For all three teams, the closing portion of the day — prototyping and testing in a sprint — was introduced through real case studies from other organizations. Participants saw what that phase produces and how it connects to the upstream work they had just done hands-on, completing their understanding of the full sprint arc.
Why the energy sector needs this methodology now
ENOC operates in a sector that is simultaneously one of the most stable in terms of established infrastructure and one of the most structurally disrupted in terms of long-term direction. The energy transition is changing what fuel retail, aviation fueling, and industrial energy supply need to look like over the next decade. At the same time, the operational demands of running safe, reliable energy infrastructure require the kind of rigorous process and clear accountability that doesn’t naturally flex toward experimentation.

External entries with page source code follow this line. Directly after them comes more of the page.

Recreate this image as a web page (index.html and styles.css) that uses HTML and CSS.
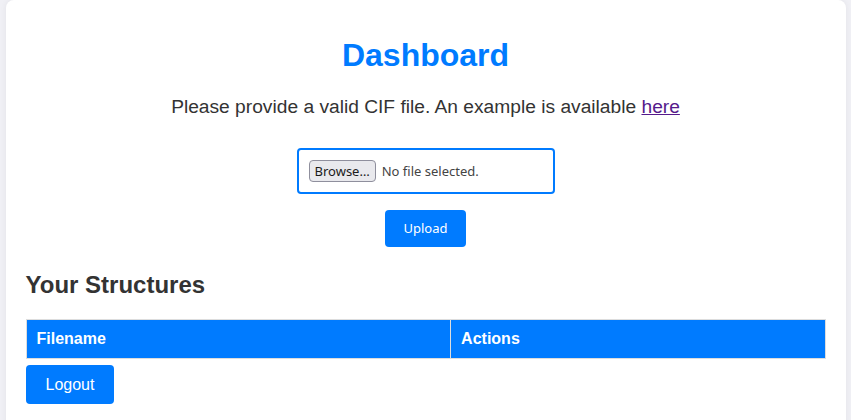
FILE: index.html
```html
<!DOCTYPE html>
<html>
<head>
<meta charset="utf-8">
<link rel="stylesheet" href="styles.css">
</head>
<body>
<div class="container">
  <h1 class="title">Dashboard</h1>
  <p class="intro">Please provide a valid CIF file. An example is available <a class="link" href="#">here</a></p>
  <form class="upload-form">
    <div class="file-box">
      <span class="browse">Browse…</span>
      <span class="file-status">No file selected.</span>
    </div>
    <div class="upload-row"><span class="btn-upload">Upload</span></div>
  </form>
  <h2 class="section-title">Your Structures</h2>
  <table class="structures">
    <thead>
      <tr><th>Filename</th><th>Actions</th></tr>
    </thead>
  </table>
  <span class="btn-logout">Logout</span>
</div>
</body>
</html>
```

FILE: styles.css
```css
html, body {
  margin: 0;
  padding: 0;
}
body {
  background: #f0f0f5;
  font-family: "Liberation Sans", Arial, sans-serif;
  color: #333;
  height: 420px;
  overflow: hidden;
}
.container {
  max-width: 800px;
  margin: 0 auto;
  padding: 16px 20px 20px;
  background: #fff;
  border-radius: 8px;
  box-shadow: 0 0 6px rgba(0, 0, 0, 0.06);
  min-height: 600px;
}
.title {
  text-align: center;
  color: #007bff;
  font-size: 32px;
  font-weight: bold;
  margin: 21.44px 0;
}
.intro {
  text-align: center;
  font-size: 19.2px;
  margin: 19.2px 0;
}
.link {
  color: #551a8b;
}
.upload-form {
  margin: 30px 0 0;
}
.file-box {
  width: 234px;
  height: 22px;
  margin: 0 auto;
  border: 2px solid #007bff;
  border-radius: 4px;
  padding: 10px;
  display: flex;
  align-items: center;
  gap: 6px;
  font-family: "Noto Sans", sans-serif;
  font-size: 13px;
  color: #333;
}
.browse {
  background: #e9e9ed;
  border: 1px solid #8f8f9d;
  border-radius: 4px;
  padding: 1px 5px;
  color: #1b1b1b;
  line-height: 18px;
}
.file-status {
  color: #444;
}
.upload-row {
  display: flex;
  justify-content: center;
  margin-top: 16px;
}
.btn-upload {
  background: #007bff;
  color: #fff;
  border-radius: 4px;
  padding: 10px 18.5px;
  font-family: "Noto Sans", sans-serif;
  font-size: 13px;
  line-height: 17.5px;
}
.section-title {
  font-size: 24px;
  font-weight: bold;
  margin: 24px 0 20px;
}
.structures {
  width: 100%;
  border-collapse: collapse;
  margin-bottom: 6px;
}
.structures th {
  background: #007bff;
  color: #fff;
  text-align: left;
  font-size: 16px;
  font-weight: bold;
  padding: 10px;
  border: 1px solid #ddd;
}
.btn-logout {
  display: inline-block;
  background: #007bff;
  color: #fff;
  border-radius: 4px;
  padding: 10px 20px;
  font-size: 16px;
  line-height: 19px;
}
```
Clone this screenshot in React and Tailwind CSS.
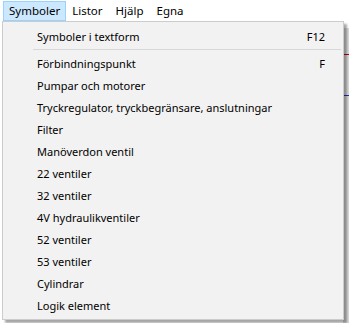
import React from 'react';

const items = [
  'Förbindningspunkt',
  'Pumpar och motorer',
  'Tryckregulator, tryckbegränsare, anslutningar',
  'Filter',
  'Manöverdon ventil',
  '22 ventiler',
  '32 ventiler',
  '4V hydraulikventiler',
  '52 ventiler',
  '53 ventiler',
  'Cylindrar',
  'Logik element',
];

const MenuItem = ({ label, shortcut }) => (
  <div className="flex h-[22px] items-center pl-[34px] pr-[18px]">
    <span className="flex-1">{label}</span>
    {shortcut && <span>{shortcut}</span>}
  </div>
);

const App = () => {
  return (
    <div
      className="relative h-[323px] w-[349px] overflow-hidden bg-white text-[11px] text-black"
      style={{ fontFamily: '"Noto Sans", "Open Sans", sans-serif' }}
    >
      {/* menu bar */}
      <div className="flex h-[21px] items-stretch pl-[3px] pt-[1px] text-[11.5px]">
        <div className="flex items-center border border-[#99d1ff] bg-[#cce8ff] px-[5px]">Symboler</div>
        <div className="flex items-center px-[6px]">Listor</div>
        <div className="flex items-center px-[7px]">Hjälp</div>
        <div className="flex items-center px-[6px]">Egna</div>
      </div>

      {/* background window edge behind the dropdown */}
      <div className="absolute right-0 top-[28px] h-[295px] w-[6px] bg-[#d9d9d9]">
        <div className="mt-[26px] h-px bg-[#c00000]" />
        <div className="mt-[40px] h-px bg-[#2030c0]" />
      </div>

      {/* dropdown */}
      <div className="absolute left-[2px] top-[21px] w-[342px] border border-[#cccccc] bg-[#f2f2f2] pb-[2px] pt-[4px] shadow-[3px_3px_2px_rgba(0,0,0,0.35)]">
        <MenuItem label="Symboler i textform" shortcut="F12" />
        <div className="ml-[30px] mr-[2px] mt-[1px] mb-[3px] h-px bg-[#d7d7d7]" />
        <MenuItem label={items[0]} shortcut="F" />
        {items.slice(1).map((it) => (
          <MenuItem key={it} label={it} />
        ))}
      </div>
    </div>
  );
};

export default App;
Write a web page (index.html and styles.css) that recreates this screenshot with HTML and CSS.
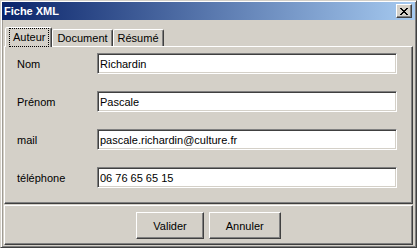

The fact that the CSR and sustainability function sat alongside operations, commercial, and marketing leaders in a design sprint reflects an organizational recognition that the challenges ahead can't be solved from within any single function. They require the kind of cross-functional, structured problem-solving that Design Sprints are built to produce.
The three challenges the ENOC teams chose — organizational alignment, commercial performance, and operational efficiency — span exactly the range of problem types that energy companies face in a transition period: how to make the organization work together better, how to grow revenue from the current business model, and how to make the frontline operation more effective. None of these are innovation problems in the sense of requiring new technology. All of them are decision-making problems that require the right people in the same room with a structured process for defining what to work on and how to test it.
That’s what Design Sprint training equips an organization to do — not to become an innovation lab, but to make better decisions about the real challenges already on the agenda.